Em nome de Rocha Loures, Cezar Bitencourt, pediu anulação da
homologação por Fachin, bem como o envio de investigações de pessoas sem
foro privilegiado para outros tribunais e não para o juiz Sergio Moro,
que conduz a Lava Jato no Paraná.
“Não se pode relativizar tudo, fazer todo um pacote só,
argumentativamente, puramente intelectual, e levar tudo para um lugar
só.
Tem mais juízes!
Tem mais juízes!
Não vamos botar todos esses
milhões de brasileiros em Curitiba, com argumentações aleatórias,
abstrata, sem vínculo nenhum concreto, fora dos fatos”, protestou.
Advogado da JBS, Pierpaolo Bottini foi o único a defender a relatoria
de Fachin e a manutenção do acordo de colaboração.
Argumentou que, assim
como as medidas de investigação que permitem obter provas, a validação
de uma delação é sempre feita por um único juiz.

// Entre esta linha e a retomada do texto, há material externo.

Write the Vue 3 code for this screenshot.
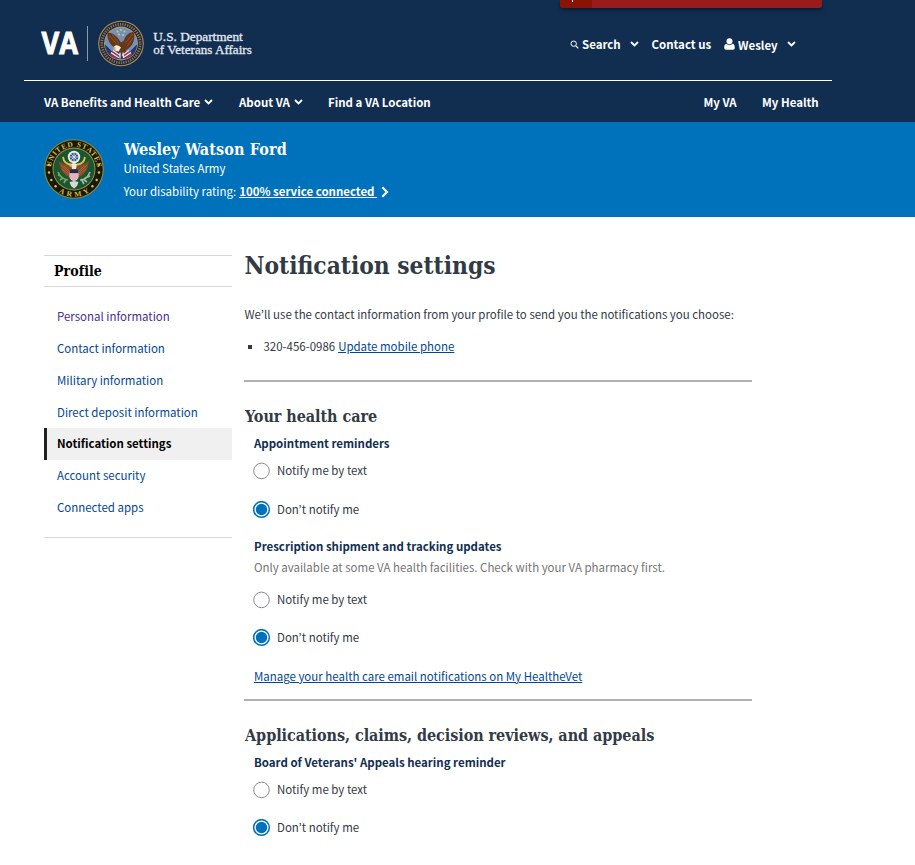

Destacou que o caso da JBS foi distribuído a Fachin por ter relação com
desvios no Fundo de Investimentos do FGTS, e em investigação sobre a
gráfica Focal, que prestou serviços para a campanha presidencial do PT
em 2014, fatos também investigados na Lava Jato.
Depois, disse que rever o acordo nesse momento quebraria a confiança na
Justiça por parte dos colaboradores.
“Rever esse acordoo no presente
momento, quando o Estado já obteve benefícios, é um golpe brutal na
segurança jurídica, é a frustração da confiança legitima que o cidadão
deposita no poder público”.
Por fim, lembrou que os benefícios previstos no acordo podem ser
revistos caso a Justiça, ao final das investigações, entenda que a
colaboração não foi eficaz para desvendar os crimes.